Boyd Anderson is about six and a half feet tall and shaved bald as Michael Jordan. When he played basketball for Drake University 20 years ago, in fact, Anderson was #23. Sitting on the front porch of his comfortable brick house on Linden Avenue on a sunny April morning, he's proud to tell you of his projects. One is the brand-new fenced basketball court next door. The focus of his organization, the Youth Action Movement, it will open on May 22. Anderson, divorced father of an 8-year-old son, hopes the basketball court and other YAM projects will keep a few kids off the street.

His other project is Brother Jack's barbecue sauce. Anderson sees the sauce and the basketball court as inseparable parts of the same being. One tenth of the proceeds of the barbecue sauce go to fund community sports.

Anderson talks about 200 words a minute and frequently digresses, especially to talk about the will of God and the fate of the young people who live in East Knoxville. "I'm sorry I got off the subject," he says. "But you've gotta understand..." and then he launches back into his mission to save kids through sports. But along the way, you might pick up parts of his own story.

Boyd, who grew up eating Brother Jack's barbecue, became an All-American basketball star at Catholic High. At Drake, when he was known by his first name, Eugene, his teammates called him "Lucky Yoo," because he hit impossible shots. Anderson was courted by the NBA, but a head injury in a boxing match left him disabled, ending his basketball career. He watched as his old teammate Lewis Lloyd played with the Houston Rockets.

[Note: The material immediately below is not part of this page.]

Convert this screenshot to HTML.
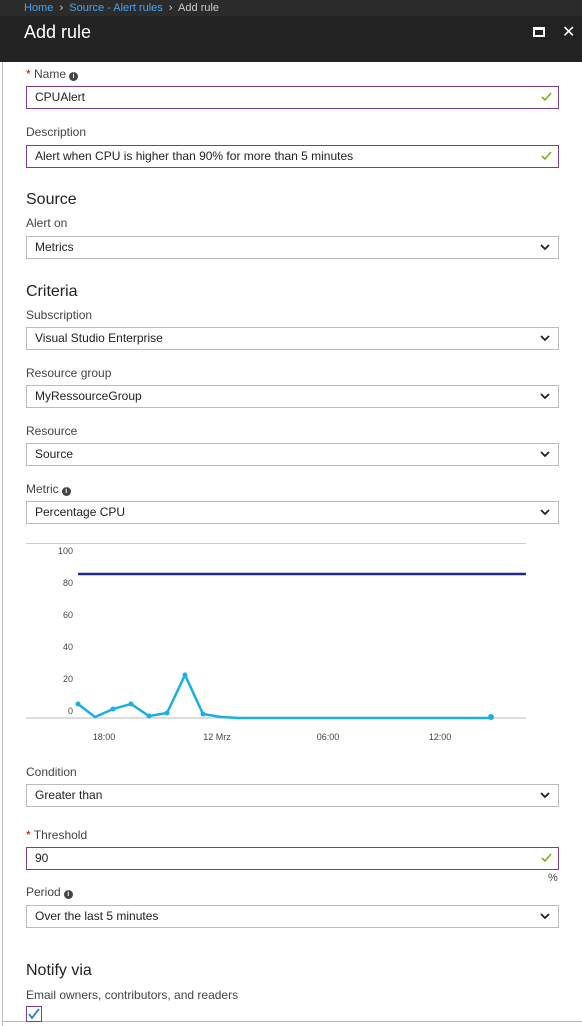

Meanwhile, Boyd got to know Tip Jackson. When Jackson opened his last place on Cherry Street, Boyd helped him run it, working as business partner and barbecue chef. Tip would say, "Honey Chile, you get you a barbecue place. I'll help you." Jackson died without a will, but his family agreed to let Anderson run with the sauce idea.

It was Lewis Lloyd—retired from the NBA and back in Knoxville—who told Anderson, "It's time for you to bring Brother Jack's back."

"Most sauces have the same generic taste," Anderson says. "This sauce is completely and utterly different. It's the Rolls-Royce of barbecue sauces." It's also the only barbecue sauce to bear the UT logo: "That way you know it's the authentic recipe," Anderson says.

Brother Jack's is now bottled in Mississippi, but Anderson hopes to see it made in a factory in East Knoxville someday. Right now, it's only in Food City and Food Lion stores; Anderson says Kroger won't carry it because the labels are wrinkled.

I bought a bottle at the Food City on Magnolia. So did a friend of mine, a lawyer I'll call Charlie who knew Brother Jack's well. This sauce tastes like the real thing, we agree, though it's a little sweeter, clovier than we remember. (This is, by the way, Brother Jack's mild sauce, not his much-feared hot sauce; Anderson may concoct that later.) Charlie suggests that maybe it tastes sweeter because the bottled sauce isn't cut with moonshine, as the original was rumored to be.

Anderson may even open his own restaurant someday. "Everybody wants to do the pigburger," Anderson says of the memorable sandwich he says was Brother Jack's invention. Other barbecue places in town have "pigburger" on the menu. "But nobody has the secret to the pigburger." Ground pork with Brother Jack's sauce tastes good, he says. "But it's not a pigburger. There's something else to it, too." Boyd Anderson smiles, and for the first time in half an hour, stops talking.